BUENAVENTURA CO.

En una escuela de Buenaventura en el 2010, cinco niñas —entre risas, curiosidad e inocencia— decidieron jugar con lo que parecía un simple juego llamado “Sarita” o “Cupido, Cupido”, una práctica popularizada que consiste en invocar espíritus usando monedas. Lo que comenzó como un juego inofensivo, se convirtió en el comienzo de una pesadilla espiritual que marcó para siempre sus vidas y las de sus familias.

Las jóvenes —entre ellas Yuri y Yiceth, protagonistas del primer episodio de la serie documental Un Dios de Poder— no jugaron una sola vez. Repitieron el juego varias veces, sin imaginar que estaban abriendo una puerta espiritual que no podrían cerrar por sí solas.

Días después, algo cambió.

Durante una clase de matemáticas, los profesores fueron testigos de un evento aterrador: las cinco niñas se levantaron al mismo tiempo, gritando sin razón aparente, como si hubieran perdido el control. Fue entonces cuando los padres fueron notificados. La desesperación fue inmediata y comprensible. No se trataba de una broma ni de histeria colectiva. Algo más profundo estaba sucediendo.

Los padres buscaron ayuda en la Iglesia Católica. Allí, el sacerdote, al comprender la magnitud del caso, les informó que no tenía autorización para realizar exorcismos y que debían enviar una solicitud formal al Vaticano en Roma. El proceso podría tardar hasta un año.

Pero no había tiempo.

La situación se agravaba.
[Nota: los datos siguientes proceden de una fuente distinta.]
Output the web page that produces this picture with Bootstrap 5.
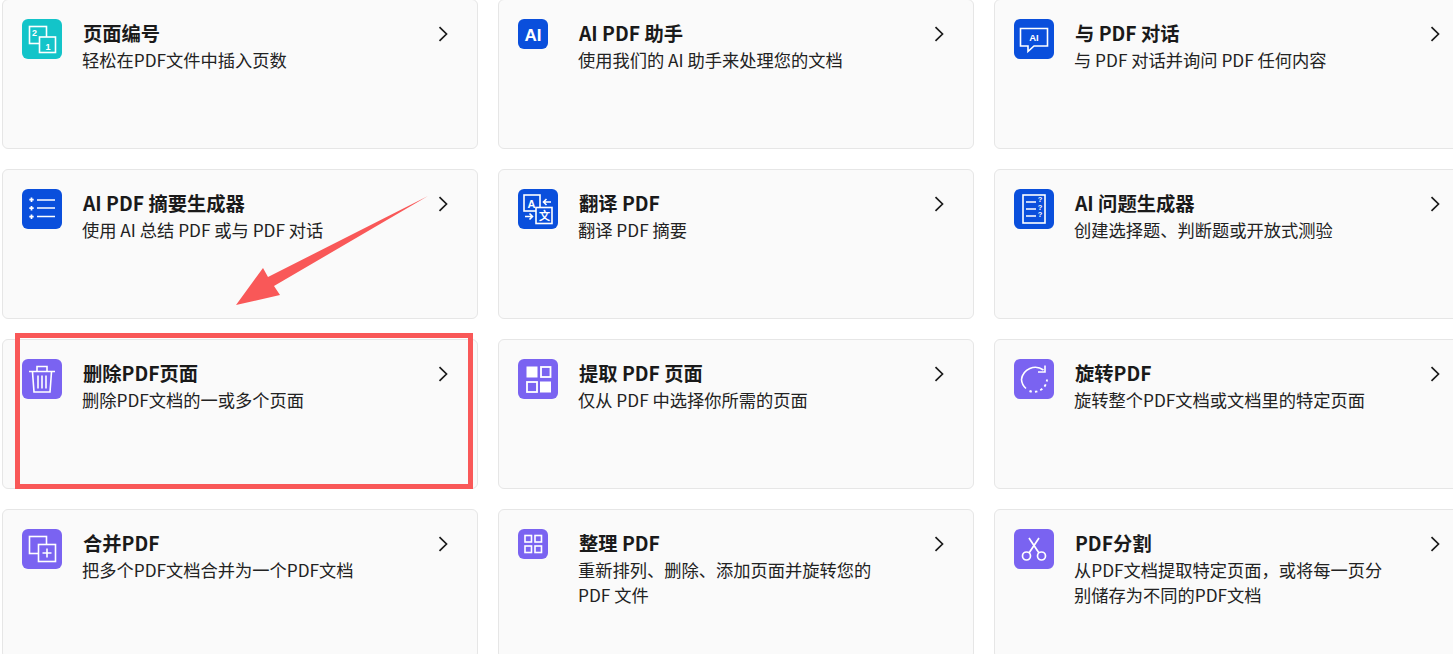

Yuri, menor de edad en aquel entonces y madre de unas hermosas gemelas, intentó, en medio de la posesión, hacerles daño a sus propias hijas. Gracias a Dios, no lo logró. Por su parte, Yiceth, atada por una oscuridad que ella misma no comprende, intentó atacar a sus padres con un cuchillo mientras dormían. Ambas afirman no recordar estos momentos. Fueron sus padres quienes, entre lágrimas, relataron lo vivido.

Al no encontrar respuestas ni soluciones, los padres de Yiceth decidieron acudir a un diácono de la Iglesia Pentecostal Unida de Colombia. Fue entonces cuando el pastor Lincoln conoció el caso.

Lejos de los protocolos y la burocracia religiosa, el pastor Lincoln fue claro: “Yo puedo orar por ella, pero ustedes deben traerla a la iglesia. Este será un acto de fe. Si creen en el poder de Dios, Él puede liberarlas”.

Movidos por la fe, llevaron a cuatro de las cinco niñas a un culto. Y lo que ocurrió ese día fue testigo del amor y poder de un Dios vivo. En medio de la alabanza, la adoración y la oración, las niñas comenzaron a manifestarse violentamente. El pastor Lincoln, en el nombre de Jesús, oró con autoridad. Frente a toda la congregación —quienes fueron testigos oculares de lo sucedido— las niñas fueron liberadas.

No hubo rituales ni fórmulas secretas. Solo fe, oración y el poder del nombre de Jesucristo.

Hoy, años después, Yuri y Yiceth cuentan su historia no como víctimas del miedo, sino como testigos de la misericordia de Dios. Lo que vivieron fue real, doloroso y profundo. Pero también lo fue su liberación.

Este caso no es para generar terror ni promover el morbo. Es una advertencia amorosa. Jugar con lo espiritual nunca será inocente. Pero también es una declaración de fe: no importa cuán profundo sea el pozo, Dios tiene poder para rescatarnos.